The manor of Hughenden is first recorded in 1086, when formerly part of Queen Edith’s lands it was held by William, son of Oger the Bishop of Bayeux, and was assessed for tax at 10 hides.
Benjamin Disraeli, British Prime Minister (1868 and 1874–1880, and Earl of Beaconsfield 1876), whose father rented a house at nearby Bradenham, purchased the manor in 1848 with the help of a loan of 25,000 from Lord Henry Bentinck and Lord Titchfield, because as leader of the Conservative Party “it was essential to represent a county,” and county members had to be landowners. He and his wife Mary Anne Disraeli, alternated between Hughenden and several homes in London.
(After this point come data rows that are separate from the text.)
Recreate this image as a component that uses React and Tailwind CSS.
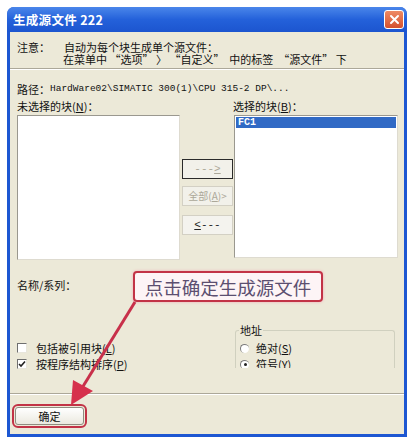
import React from 'react'

const cjk = { fontFamily: '"Noto Sans CJK SC", "Noto Sans", sans-serif' }
const mono = { fontFamily: '"Liberation Mono", "Noto Sans CJK SC", monospace' }

function CheckBox({ checked, children }) {
  return (
    <div className="flex items-center h-[16px]">
      <div className="w-[10px] h-[10px] ml-[7px] border-t border-l border-[#6f6f6f] border-r border-b border-r-[#e8e6dc] border-b-[#e8e6dc] bg-white flex items-center justify-center">
        {checked && (
          <svg width="8" height="8" viewBox="0 0 8 8">
            <path d="M1 4 L3 6 L7 1.5" stroke="#222" strokeWidth="1.6" fill="none" />
          </svg>
        )}
      </div>
      <div className="ml-[9px]">{children}</div>
    </div>
  )
}

function Radio({ checked, children }) {
  return (
    <div className="flex items-center h-[16px]">
      <div className="w-[9px] h-[9px] ml-[5px] rounded-full border-t border-l border-[#7a7a7a] border-r-[#ece9d8] border-b-[#ece9d8] bg-white flex items-center justify-center">
        {checked && <div className="w-[3px] h-[3px] rounded-full bg-[#222]" />}
      </div>
      <div className="ml-[7px]">{children}</div>
    </div>
  )
}

export default function App() {
  return (
    <div className="relative w-[416px] h-[444px] bg-white overflow-hidden text-[11px] leading-[12px] text-[#111]" style={cjk}>
      <div className="absolute left-[7px] top-[7px] w-[400px] h-[430px] flex flex-col rounded-t-[7px] bg-[#1d57d2] px-[3px] pb-[3px]">
        {/* title bar */}
        <div className="h-[25px] flex items-center justify-between rounded-t-[7px] bg-gradient-to-b from-[#4a86ea] via-[#2461da] to-[#1c55cf] -mx-[3px] px-[6px]">
          <div className="text-white font-bold text-[12.5px] tracking-[0.3px]">生成源文件 222</div>
          <div className="w-[20px] h-[19px] mr-[-3px] rounded-[3px] border border-white bg-gradient-to-b from-[#ee8a64] to-[#d4502e] flex items-center justify-center">
            <svg width="11" height="11" viewBox="0 0 11 11">
              <path d="M2 2 L9 9 M9 2 L2 9" stroke="#fff" strokeWidth="2" strokeLinecap="round" />
            </svg>
          </div>
        </div>

        {/* body */}
        <div className="flex-1 bg-[#ece9d8] flex flex-col">
          <div className="flex pl-[7px] pt-[9px]">
            <div className="w-[46px]">注意：</div>
            <div>
              <div className="pl-[1px]">自动为每个块生成单个源文件：</div>
              <div className="whitespace-pre">在菜单中 “选项” 〉 “自定义”  中的标签  “源文件” 下</div>
            </div>
          </div>
          <div className="mt-[3px] h-[2px] border-t border-[#aca899] border-b border-b-white" />

          <div className="mt-[13px] pl-[7px] flex items-center">
            <span>路径：</span>
            <span className="text-[9.5px]" style={mono}>HardWare02\SIMATIC 300(1)\CPU 315-2 DP\...</span>
          </div>

          <div className="mt-[5px] flex">
            <div className="w-[223px] pl-[7px]">未选择的块(<u>N</u>)：</div>
            <div>选择的块(<u>B</u>)：</div>
          </div>

          <div className="mt-[3px] flex pl-[7px]">
            <div className="w-[163px] h-[145px] bg-white border border-[#9a988f] border-r-[#dedbd0] border-b-[#dedbd0]" />
            <div className="w-[54px] pt-[44px] flex flex-col">
              <div className="ml-[2px] w-[51px] h-[20px] border border-[#2a2a2a] bg-[#f2f1ea] flex items-center justify-center text-[#aca899]" style={mono}>
                ---<u>&gt;</u>
              </div>
              <div className="ml-[2px] mt-[7px] w-[51px] h-[20px] border border-[#d3d0c4] bg-[#f2f1ea] flex items-center justify-center text-[#aca899] text-[10px]">
                全部(<u>A</u>)&gt;
              </div>
              <div className="ml-[2px] mt-[9px] w-[51px] h-[20px] border border-[#d3d0c4] bg-[#f4f3ee] flex items-center justify-center text-[#222]" style={mono}>
                <u>&lt;</u>---
              </div>
            </div>
            <div className="w-[164px] h-[143px] bg-white border border-[#9a988f] border-r-[#dedbd0] border-b-[#dedbd0] p-[1px]">
              <div className="h-[11px] bg-[#316ac5] text-white text-[10px] leading-[11px] pl-[2px] font-bold" style={mono}>FC1</div>
            </div>
          </div>

          <div className="mt-[19px] pl-[7px]">名称/系列：</div>

          <div className="mt-[33px] flex h-[44px]">
            <div className="w-[225px] pt-[16px]">
              <CheckBox>包括被引用块(<u>L</u>)</CheckBox>
              <CheckBox checked>按程序结构排序(<u>P</u>)</CheckBox>
            </div>
            <div className="w-[160px] h-[44px] relative flex flex-col">
              <div className="absolute left-0 right-0 top-[6px] bottom-0 border-t border-l border-r border-[#d0d0bf] rounded-t-[3px]" />
              <div className="relative h-[13px]">
                <span className="ml-[4px] px-[1px] bg-[#ece9d8]">地址</span>
              </div>
              <div className="relative mt-[3px] h-[28px] overflow-hidden">
                <Radio>绝对(<u>S</u>)</Radio>
                <Radio checked>符号(<u>Y</u>)</Radio>
              </div>
            </div>
          </div>

          <div className="mt-[25px] h-[2px] border-t border-[#aca899] border-b border-b-white" />

          <div className="mt-[9px] ml-[2px] w-[75px] h-[24px] rounded-[6px] border-2 border-[#c23346] p-[1px]">
            <div className="h-full rounded-[3px] border border-[#8f8c80] bg-gradient-to-b from-white to-[#ebe9df] flex items-center justify-center">
              确定
            </div>
          </div>
        </div>
      </div>

      {/* annotation */}
      <div className="absolute left-[133px] top-[271px] w-[190px] h-[31px] rounded-[4px] border-2 border-[#c23346] bg-[#fdf4f6] shadow-[0_0_3px_#f1a7b4] flex items-center justify-center whitespace-nowrap text-[18.5px] leading-[22px] text-[#5c4f70]">
        点击确定生成源文件
      </div>
      <svg className="absolute left-0 top-0" width="416" height="444" viewBox="0 0 416 444">
        <line x1="135" y1="302" x2="82" y2="388" stroke="#c8304a" strokeWidth="3" />
        <path d="M71 405 L73 380 L93 391 Z" fill="#d6304c" />
      </svg>
    </div>
  )
}
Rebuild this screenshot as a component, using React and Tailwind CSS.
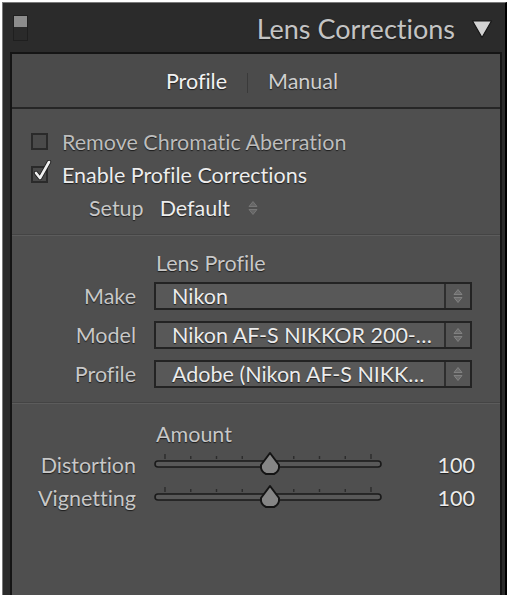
import React from "react";

const shadow = "[text-shadow:0_1px_1px_#1c1c1c]";
const txt = `text-[21.5px] leading-[26px] ${shadow}`;

const UpDown = ({ className = "" }) => (
  <svg width="10" height="16" viewBox="0 0 10 16" className={className}>
    <path d="M1 6.5 L5 1.5 L9 6.5 Z" fill="#6c6c6c" stroke="#8a8a8a" strokeWidth="0.8" />
    <path d="M1 9.5 L5 14.5 L9 9.5 Z" fill="#6c6c6c" stroke="#8a8a8a" strokeWidth="0.8" />
  </svg>
);

const Checkbox = ({ checked }) => (
  <div className="relative w-[17px] h-[17px] border-2 border-[#2a2a2a] bg-[#4a4a4a]">
    {checked && (
      <svg
        width="20"
        height="22"
        viewBox="0 0 20 22"
        className="absolute left-[0px] top-[-8px]"
      >
        <path
          d="M3 13 L7 18 L16 2"
          fill="none"
          stroke="#1e1e1e"
          strokeWidth="4.4"
          strokeLinecap="round"
          strokeLinejoin="round"
        />
        <path
          d="M3 13 L7 18 L16 2"
          fill="none"
          stroke="#f0f0f0"
          strokeWidth="2.6"
          strokeLinecap="round"
          strokeLinejoin="round"
        />
      </svg>
    )}
  </div>
);

const Select = ({ value }) => (
  <div className="flex w-[318px] h-[28px] border-2 border-[#232323] bg-[#585858]">
    <div
      className={`flex-1 flex items-center pl-[16px] ${txt} text-[#ececec] whitespace-nowrap border-r-2 border-[#2e2e2e]`}
    >
      {value}
    </div>
    <div className="w-[24px] flex items-center justify-center bg-[#555]">
      <UpDown />
    </div>
  </div>
);

const Slider = ({ pos = 0.5 }) => {
  const w = 228;
  const ticks = Array.from({ length: 9 }, (_, i) => 11 + (i * (w - 22)) / 8);
  const cx = 11 + pos * (w - 22) + 2;
  return (
    <svg width={w} height="30" viewBox={`0 0 ${w} 30`}>
      {ticks.map((x, i) => (
        <line
          key={i}
          x1={x}
          x2={x}
          y1={i === 0 || i === 8 ? 6 : 8}
          y2="11"
          stroke="#2c2c2c"
          strokeWidth="1.4"
        />
      ))}
      <rect x="1" y="13" width={w - 2} height="6" rx="3" fill="#595959" stroke="#1a1a1a" strokeWidth="1.6" />
      <path
        d={`M${cx} 5 L${cx + 9} 17 A 10 9 0 0 1 ${cx + 4} 26 L${cx - 4} 26 A 10 9 0 0 1 ${cx - 9} 17 Z`}
        fill="#858585"
        stroke="#141414"
        strokeWidth="2"
        strokeLinejoin="round"
      />
    </svg>
  );
};

export default function App() {
  return (
    <div
      className="w-[509px] h-[600px] bg-white pt-[2px] pl-[2px] [font-variant-ligatures:none]"
      style={{ fontFamily: "Lato, 'Open Sans', sans-serif" }}
    >
      <div className="w-[505px] h-[593px] bg-[#2b2b2b] border-l border-t border-[#7a7a7a] border-r-2 border-r-black flex flex-col">
        <div className="h-[49px] flex items-center justify-between pl-[10px] pr-[12px]">
          <div className="w-[15px] h-[26px] border border-[#1f1f1f] flex flex-col">
            <div className="h-[11px] bg-[#8c8c8c]" />
            <div className="flex-1 bg-[#2a2a2a]" />
          </div>
          <div className="flex items-center gap-[16px] pt-[3px]">
            <span className={`text-[27px] leading-[32px] text-[#c4c4c4] ${shadow}`}>Lens Corrections</span>
            <svg width="22" height="20" viewBox="0 0 22 20">
              <path d="M1.5 2 L20.5 2 L11 18.5 Z" fill="#d2d2d2" stroke="#151515" strokeWidth="1.2" strokeLinejoin="round" />
            </svg>
          </div>
        </div>

        <div className="flex-1 ml-[7px] mr-[3px] border-2 border-b-0 border-[#151515] bg-[#4f4f4f] flex flex-col">
          <div className="h-[55px] bg-[#4b4b4b] border-b-2 border-[#262626] flex items-center justify-center gap-[20px] pr-[8px]">
            <span className={`${txt} text-[#f2f2f2]`}>Profile</span>
            <span className="w-px h-[20px] bg-[#3a3a3a] mt-[4px]" />
            <span className={`${txt} text-[#cfcfcf]`}>Manual</span>
          </div>

          <div className="pt-[16px] pl-[19px] flex flex-col">
            <div className="h-[33px] flex items-center gap-[14px]">
              <Checkbox />
              <span className={`${txt} text-[#bdbdbd]`}>Remove Chromatic Aberration</span>
            </div>
            <div className="h-[33px] flex items-center gap-[14px]">
              <Checkbox checked />
              <span className={`${txt} text-[#ededed]`}>Enable Profile Corrections</span>
            </div>
            <div className="h-[34px] flex items-center pl-[58px] gap-[16px]">
              <span className={`${txt} text-[#c8c8c8]`}>Setup</span>
              <span className={`${txt} text-[#ededed]`}>Default</span>
              <UpDown className="ml-[2px] opacity-80" />
            </div>
          </div>

          <div className="mt-[10px] border-t border-[#5c5c5c] shadow-[0_-1px_0_#444]" />

          <div className="pt-[14px] pr-[27px] flex flex-col">
            <div className={`pl-[144px] h-[26px] flex items-center ${txt} text-[#c8c8c8]`}>
              Lens Profile
            </div>
            <div className="mt-[6px] flex flex-col gap-[11px]">
              {[
                ["Make", "Nikon"],
                ["Model", "Nikon AF-S NIKKOR 200-…"],
                ["Profile", "Adobe (Nikon AF-S NIKK…"],
              ].map(([l, v]) => (
                <div key={l} className="h-[28px] flex items-center">
                  <span className={`w-[124px] text-right ${txt} text-[#c8c8c8]`}>{l}</span>
                  <div className="ml-[18px]">
                    <Select value={v} />
                  </div>
                </div>
              ))}
            </div>
          </div>

          <div className="mt-[15px] border-t border-[#5c5c5c] shadow-[0_-1px_0_#444]" />

          <div className="pt-[17px] flex flex-col">
            <div className={`pl-[144px] h-[26px] flex items-center ${txt} text-[#c8c8c8]`}>
              Amount
            </div>
            <div className="mt-[3px] flex flex-col gap-[3px]">
              {["Distortion", "Vignetting"].map((l) => (
                <div key={l} className="h-[30px] flex items-center">
                  <span className={`w-[124px] text-right ${txt} text-[#c8c8c8]`}>{l}</span>
                  <div className="ml-[18px] mt-[-4px]">
                    <Slider />
                  </div>
                  <span className={`w-[93px] text-right ${txt} text-[#ececec]`}>100</span>
                </div>
              ))}
            </div>
          </div>
        </div>
      </div>
    </div>
  );
}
The present house was built towards the end of the 18th century and was of a stuccoed and of unassuming design. However, in 1862 the Disraelis had the house remodelled by the architect Edward Buckton Lamb. Lamb has been described as “one of the most perverse and original of mid-Victorian architects”. Architecturally, he had a strong interest in the eclectic; this interest is very apparent in his work at Hughenden.
Pevsner clearly failed to appreciate what the delighted Disraeli described as the “romance he had been many years realising” while going to say that he imagined it was now “restored to what it was before the civil war. As the house was not originally constructed until the middle of the 18th century, almost a century after the Civil War, that scenario would have been difficult.
The house is of three floors. The reception rooms are all on the ground floor, most with large plate glass windows (a Victorian innovation) giving onto the south-facing terrace overlooking a grassy parterre with views over the Hughenden Valley.